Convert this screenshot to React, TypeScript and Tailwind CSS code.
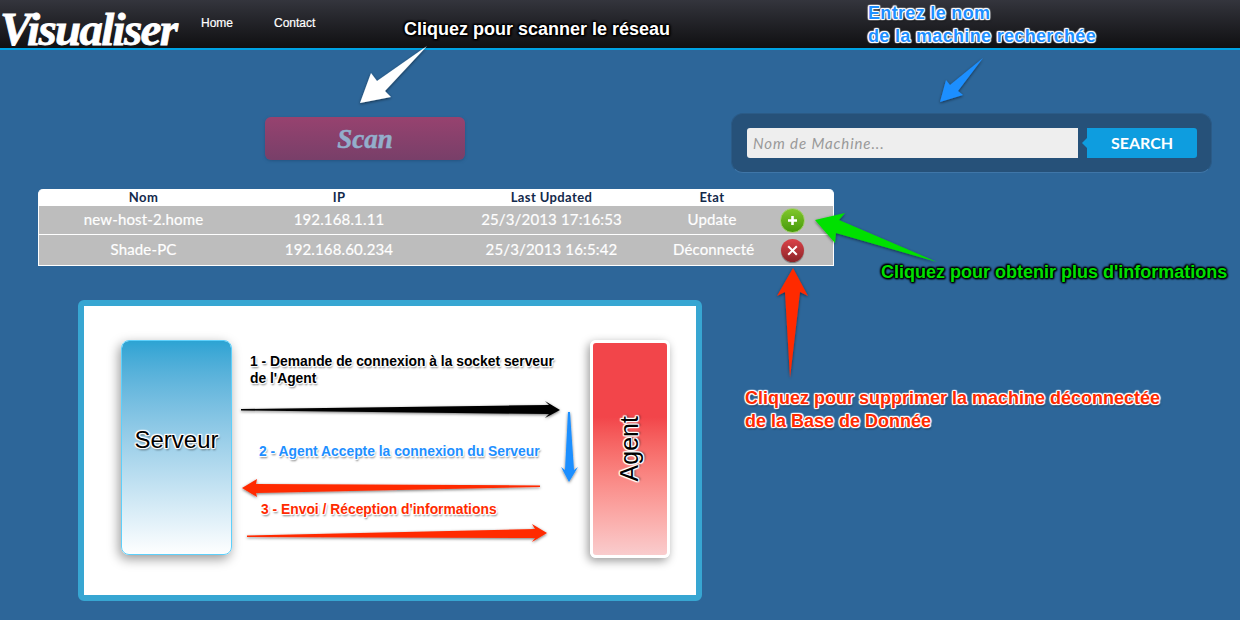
const Label = ({ className, children }: { className: string; children: React.ReactNode }) => (
  <div className={`absolute font-['Liberation_Sans',Arial,sans-serif] font-bold whitespace-nowrap ${className}`}>{children}</div>
);

const halo = "[text-shadow:0_0_1px_#fff,1px_0_1px_#fff,-1px_0_1px_#fff,0_1px_1px_#fff,0_-1px_1px_#fff,1px_1px_1px_#fff,-1px_-1px_1px_#fff,1px_-1px_1px_#fff,-1px_1px_1px_#fff,1px_2px_2px_#0009]";
const darkHalo = "[text-shadow:0_0_2px_#000,1px_0_2px_#000,-1px_0_2px_#000,0_1px_2px_#000,0_-1px_2px_#000,1px_1px_2px_#000,-1px_-1px_2px_#000]";

const rows = [
  { nom: "new-host-2.home", ip: "192.168.1.11", date: "25/3/2013 17:16:53", etat: "Update", ok: true },
  { nom: "Shade-PC", ip: "192.168.60.234", date: "25/3/2013 16:5:42", etat: "Déconnecté", ok: false },
];

const cols = "grid grid-cols-[209px_182px_243px_78px_1fr] items-center text-center";

function Arrows() {
  return (
    <svg className="absolute left-0 top-0 pointer-events-none" width="1240" height="620" viewBox="0 0 1240 620">
      <defs>
        <filter id="s" x="-20%" y="-20%" width="140%" height="140%">
          <feDropShadow dx="0" dy="1" stdDeviation="1.5" floodColor="#000" floodOpacity="0.55" />
        </filter>
      </defs>
      <g filter="url(#s)">
        <polygon fill="#fff" points="427,46 385,91 391,97 360,103 371,73 377,81" />
        <polygon fill="#1e8fff" points="983,58 958,91 963,95 940,102 946,80 950,85" />
        <polygon fill="#00e000" points="937,262 839,220 845,213 815,220 835,243 836,233" />
        <polygon fill="#ff2a00" points="793,268 808,296 800,292 790,378 785,292 777,296" />
        <polygon fill="#000" points="241,409 549,405 545,401 560,410 545,418 549,414 241,410.5" />
        <polygon fill="#1e8fff" points="568,412 570,412 574,470 578,467 569,482 561,467 565,470" />
        <polygon fill="#ff2a00" points="242,488 257,479 256,484 540,485.5 540,487 256,493 257,497" />
        <polygon fill="#ff2a00" points="247,535.5 535,529 532,524 547,533 532,542 535,538 247,537" />
      </g>
    </svg>
  );
}

export default function App() {
  return (
    <div className="relative w-[1240px] h-[620px] overflow-hidden bg-[#2d6699] font-['Lato',sans-serif]">
      <header className="h-[50px] border-b-2 border-[#00a3e4] bg-gradient-to-b from-[#34353d] to-[#101012] flex items-start">
        <div className="w-[201px] pt-[3px] text-white font-['Liberation_Serif',serif] italic font-bold text-[47px] leading-[52px] tracking-[-1.7px] [-webkit-text-stroke:0.8px_#fff]">
          Visualiser
        </div>
        <nav className="flex gap-[41px] pt-[16px] text-white text-[12px] leading-[15px] font-['Liberation_Sans',sans-serif] [-webkit-text-stroke:0.2px_#fff]">
          <a>Home</a>
          <a>Contact</a>
        </nav>
      </header>

      <main className="pl-[38px]">
        <section className="flex items-start pt-[63px]">
          <button className="ml-[227px] mt-[4px] w-[200px] h-[43px] rounded-[6px] bg-gradient-to-b from-[#97426f] to-[#783f69] shadow-[0_1px_3px_#1e4a7399] text-[#93aecb] font-['Liberation_Serif',serif] italic font-bold text-[27px] leading-[45px] [-webkit-text-stroke:0.5px_#93aecb]">
            Scan
          </button>
          <div className="ml-[266px] w-[481px] h-[60px] rounded-[12px] bg-[#265179] border border-[#2b5b87] border-b-[#3f76a8] flex items-center pl-[15px]">
            <input
              readOnly
              placeholder="Nom de Machine..."
              className="w-[331px] h-[30px] rounded-l-[3px] bg-[#eeeeee] px-[6px] text-[15px] italic tracking-[0.9px] placeholder:text-[#999999] outline-none"
            />
            <div className="relative ml-[9px] w-[110px] h-[30px] rounded-r-[3px] bg-[#0e9ddf] text-white font-bold text-[16px] leading-[30px] text-center">
              <span className="absolute left-[-5px] top-[10px] border-y-[5px] border-r-[5px] border-y-transparent border-r-[#0e9ddf]" />
              SEARCH
            </div>
          </div>
        </section>

        <section className="mt-[16px] w-[796px] rounded-t-[5px] overflow-hidden bg-white border-x border-b border-white">
          <div className={`${cols} h-[17px] text-[13px] leading-[17px] font-bold text-[#13294b] tracking-[0.4px]`}>
            <span>Nom</span>
            <span>IP</span>
            <span>Last Updated</span>
            <span>Etat</span>
            <span />
          </div>
          {rows.map((r) => (
            <div
              key={r.nom}
              className={`${cols} bg-[#bdbdbd] text-white text-[15px] tracking-[0.15px] [-webkit-text-stroke:0.2px_#fff] ${r.ok ? "h-[28px] mb-px" : "h-[30px]"}`}
            >
              <span className="pb-[2px]">{r.nom}</span>
              <span className="pb-[2px]">{r.ip}</span>
              <span className="pb-[2px]">{r.date}</span>
              <span className="pb-[2px]">{r.etat}</span>
              <span className="flex justify-center">
                {r.ok ? (
                  <span className="w-[25px] h-[25px] rounded-full bg-gradient-to-b from-[#80c72a] to-[#459a08] border border-[#a5d070] flex items-center justify-center">
                    <svg width="11" height="11" viewBox="0 0 11 11">
                      <path d="M5.5 1v9M1 5.5h9" stroke="#fff" strokeWidth="2.6" />
                    </svg>
                  </span>
                ) : (
                  <span className="w-[23px] h-[23px] rounded-full bg-gradient-to-b from-[#dc4349] to-[#8c2328] shadow-[0_1px_1px_#0006] flex items-center justify-center">
                    <svg width="11" height="11" viewBox="0 0 11 11">
                      <path d="M1.2 1.2l8.6 8.6M9.8 1.2l-8.6 8.6" stroke="#fff" strokeWidth="2" />
                    </svg>
                  </span>
                )}
              </span>
            </div>
          ))}
        </section>

        <section className="ml-[40px] mt-[34px] w-[624px] h-[301px] rounded-[6px] border-[6px] border-[#37a6d2] bg-white flex items-start justify-between pl-[37px] pr-[26px] pt-[34px]">
          <div className="w-[111px] h-[215px] rounded-[8px] border border-[#5ed0fb] bg-gradient-to-b from-[#2aa3d3] to-white [background-origin:border-box] [background-clip:padding-box] shadow-[-2px_4px_12px_#0006] flex items-center justify-center text-[24px] text-black font-['Liberation_Sans',sans-serif] pb-[16px]">
            <span className={halo}>Serveur</span>
          </div>
          <div className="w-[80px] h-[218px] rounded-[6px] border-[3px] border-white bg-gradient-to-b from-[#f2454a] from-35% to-[#f9cccd] shadow-[-2px_3px_10px_#0006] flex items-center justify-center">
            <span className={`-rotate-90 text-[25px] text-black font-['Liberation_Sans',sans-serif] ${halo}`}>Agent</span>
          </div>
        </section>
      </main>

      <Arrows />

      <Label className={`left-[404px] top-[19px] text-[18px] leading-[20px] text-white ${darkHalo}`}>Cliquez pour scanner le réseau</Label>
      <Label className={`left-[868px] top-[2px] text-[18px] leading-[23px] tracking-[0.33px] text-[#1e8fff] ${halo}`}>
        Entrez le nom
        <br />
        de la machine recherchée
      </Label>
      <Label className={`left-[881px] top-[262px] text-[18px] leading-[20px] text-[#00e000] ${darkHalo}`}>Cliquez pour obtenir plus d'informations</Label>
      <Label className={`left-[745px] top-[387px] text-[18px] leading-[23px] text-[#ff2a00] ${halo}`}>
        Cliquez pour supprimer la machine déconnectée
        <br />
        de la Base de Donnée
      </Label>
      <Label className={`left-[250px] top-[353px] text-[13.85px] leading-[17px] text-black ${halo}`}>
        1 - Demande de connexion à la socket serveur
        <br />
        de l'Agent
      </Label>
      <Label className={`left-[259px] top-[443px] text-[13.85px] leading-[17px] text-[#1e8fff] ${halo}`}>2 - Agent Accepte la connexion du Serveur</Label>
      <Label className={`left-[261px] top-[501px] text-[13.85px] leading-[17px] text-[#ff2a00] ${halo}`}>3 - Envoi / Réception d'informations</Label>
    </div>
  );
}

- Brief:
Search the data for the word "React" and copy each line where it appears.

- Result:
Convert this screenshot to React, TypeScript and Tailwind CSS code.
const Label = ({ className, children }: { className: string; children: React.ReactNode }) => (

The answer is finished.